INFORMATION PROVIDED:

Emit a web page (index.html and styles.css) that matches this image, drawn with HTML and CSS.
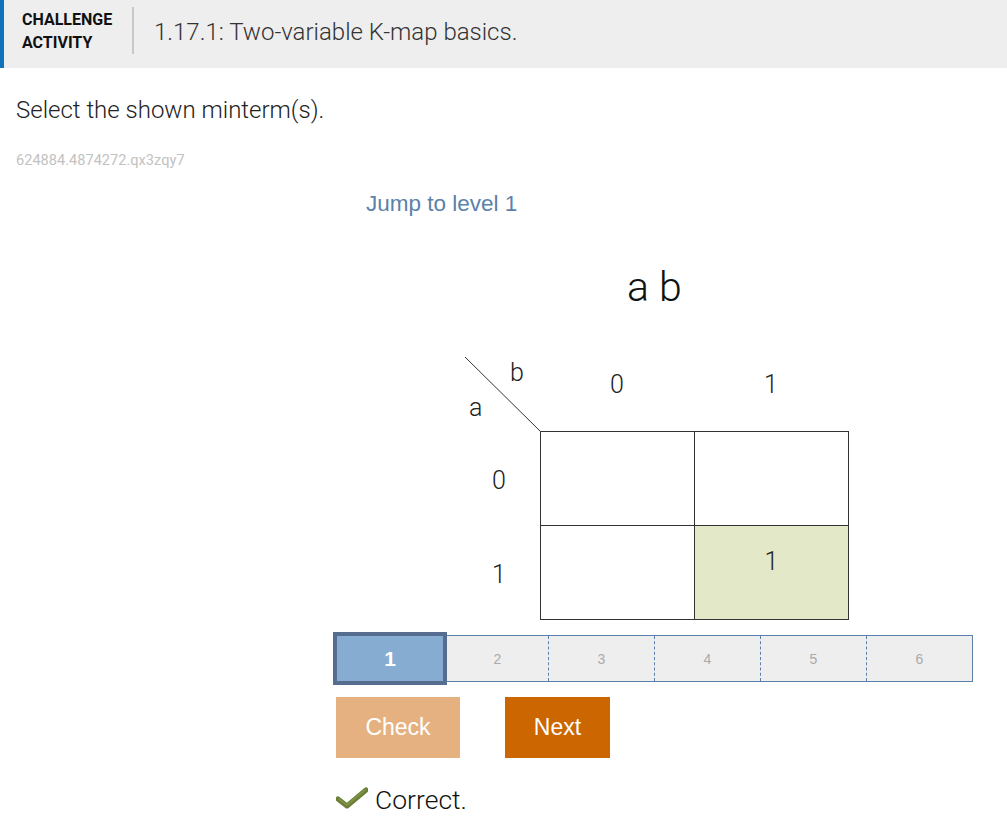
FILE: index.html
```html
<!DOCTYPE html>
<html>
<head>
<meta charset="utf-8">
<link rel="stylesheet" href="styles.css">
</head>
<body>
<header class="hdr">
  <div class="hdr-kind">CHALLENGE<br>ACTIVITY</div>
  <div class="hdr-sep"></div>
  <div class="hdr-title">1.17.1: Two-variable K-map basics.</div>
</header>
<main class="content">
  <p class="prompt">Select the shown minterm(s).</p>
  <p class="code">624884.4874272.qx3zqy7</p>
  <div class="stage">
    <div class="jump">Jump to level 1</div>
    <div class="expr">a b</div>
    <div class="kmap">
      <div class="corner">
        <svg class="diag" width="75" height="74" viewBox="0 0 75 74"><line x1="0" y1="0" x2="75" y2="74" stroke="#333" stroke-width="1"/></svg>
        <span class="lbl-b">b</span>
        <span class="lbl-a">a</span>
      </div>
      <div class="colhead"><span>0</span><span>1</span></div>
      <div class="rowhead"><span>0</span><span>1</span></div>
      <div class="cells">
        <div class="cell"></div>
        <div class="cell"></div>
        <div class="cell"></div>
        <div class="cell on">1</div>
      </div>
    </div>
    <div class="levels">
      <div class="lvl current">1</div>
      <div class="rest">
        <div class="lvl">2</div>
        <div class="lvl">3</div>
        <div class="lvl">4</div>
        <div class="lvl">5</div>
        <div class="lvl">6</div>
      </div>
    </div>
    <div class="buttons">
      <button class="btn check">Check</button>
      <button class="btn next">Next</button>
    </div>
    <div class="result">
      <svg class="tick" width="32" height="22" viewBox="0 0 32 22"><path d="M2 12 L11 19 L30 3" fill="none" stroke="#6b7d36" stroke-width="5" stroke-linecap="round" stroke-linejoin="round"/><path d="M3 12 L11 18 L29 3" fill="none" stroke="#7e9244" stroke-width="2" stroke-linecap="round"/></svg>
      <span>Correct.</span>
    </div>
  </div>
</main>
</body>
</html>
```
FILE: styles.css
```css
body {
  margin: 0;
  font-family: Roboto, "Liberation Sans", sans-serif;
  color: #222;
  background: #fff;
}
.hdr {
  display: flex;
  align-items: center;
  height: 68px;
  background: #eeeeee;
  border-left: 4px solid #0f72ba;
  box-sizing: border-box;
}
.hdr-kind {
  font-weight: 700;
  font-size: 16px;
  line-height: 23px;
  color: #111;
  margin-left: 18px;
  width: 110px;
  margin-top: -6px;
}
.hdr-sep {
  width: 2px;
  height: 47px;
  background: #c8c8c8;
  margin-top: -7px;
}
.hdr-title {
  font-weight: 300;
  font-size: 24px;
  color: #333;
  margin-left: 20px;
  margin-top: -5px;
}
.content {
  padding: 0 0 0 16px;
}
.prompt {
  margin: 0;
  padding-top: 27px;
  font-weight: 300;
  font-size: 24px;
  line-height: 30px;
  color: #222;
}
.code {
  margin: 0;
  padding-top: 26px;
  font-size: 14.6px;
  line-height: 18px;
  color: #c2c2c2;
}
.stage {
  margin-left: 317px;
}
.jump {
  margin-top: 22px;
  margin-left: 33px;
  font-family: "Liberation Sans", Arial, sans-serif;
  font-size: 22.5px;
  line-height: 26px;
  color: #5a82aa;
}
.expr {
  margin-top: 47px;
  padding-left: 294px;
  font-weight: 300;
  font-size: 41px;
  line-height: 46px;
  color: #111;
}
.kmap {
  display: grid;
  grid-template-columns: 75px 309px;
  grid-template-rows: 74px 189px;
  margin-top: 47px;
  margin-left: 132px;
  font-weight: 300;
  font-size: 25px;
  color: #222;
}
.corner {
  position: relative;
}
.diag {
  display: block;
}
.lbl-b {
  position: absolute;
  left: 45px;
  top: 1px;
}
.lbl-a {
  position: absolute;
  left: 4px;
  top: 36px;
}
.colhead {
  display: flex;
}
.colhead span {
  width: 154px;
  text-align: center;
  padding-top: 13px;
}
.rowhead {
  display: flex;
  flex-direction: column;
}
.rowhead span {
  height: 91px;
  line-height: 94px;
  padding-left: 27px;
  padding-top: 3px;
}
.cells {
  display: grid;
  grid-template-columns: 153px 153px;
  grid-template-rows: 93px 93px;
  gap: 1px;
  padding: 1px;
  background: #333;
}
.cell {
  background: #fff;
  display: flex;
  align-items: center;
  justify-content: center;
  padding-bottom: 22px;
  box-sizing: border-box;
}
.cell.on {
  background: #e3e8c9;
}
.levels {
  display: flex;
  align-items: center;
  width: 640px;
  margin-top: 12px;
  font-family: "Liberation Sans", Arial, sans-serif;
}
.lvl.current {
  width: 114px;
  height: 53px;
  box-sizing: border-box;
  border: 4px solid #566d8f;
  background: #87acd2;
  color: #fff;
  font-weight: 700;
  font-size: 21px;
  display: flex;
  align-items: center;
  justify-content: center;
}
.rest {
  flex: 1;
  display: flex;
  height: 47px;
  box-sizing: border-box;
  border: 1px solid #5b80aa;
  border-left: none;
  background: #eeeeee;
}
.rest .lvl {
  flex: 1;
  display: flex;
  align-items: center;
  justify-content: center;
  color: #aaaaaa;
  font-size: 14px;
  border-left: 1px dashed #5b80aa;
}
.rest .lvl:first-child {
  flex: 0 0 101px;
  border-left: none;
}
.buttons {
  display: flex;
  gap: 45px;
  margin-top: 12px;
  margin-left: 3px;
}
.btn {
  height: 61px;
  border: none;
  color: #fff;
  font-family: "Liberation Sans", Arial, sans-serif;
  font-size: 23px;
  padding: 0;
}
.check {
  width: 124px;
  background: #e5b181;
}
.next {
  width: 105px;
  background: #cc6600;
}
.result {
  display: flex;
  align-items: center;
  gap: 7px;
  margin-top: 26px;
  margin-left: 3px;
  font-weight: 300;
  font-size: 26.5px;
  color: #111;
}
.tick {
  display: block;
  margin-top: -3px;
}
```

WHAT TO PRODUCE: For each line of the listing that holds the word "index", show that line.

THE REPLY:
Emit a web page (index.html and styles.css) that matches this image, drawn with HTML and CSS.
FILE: index.html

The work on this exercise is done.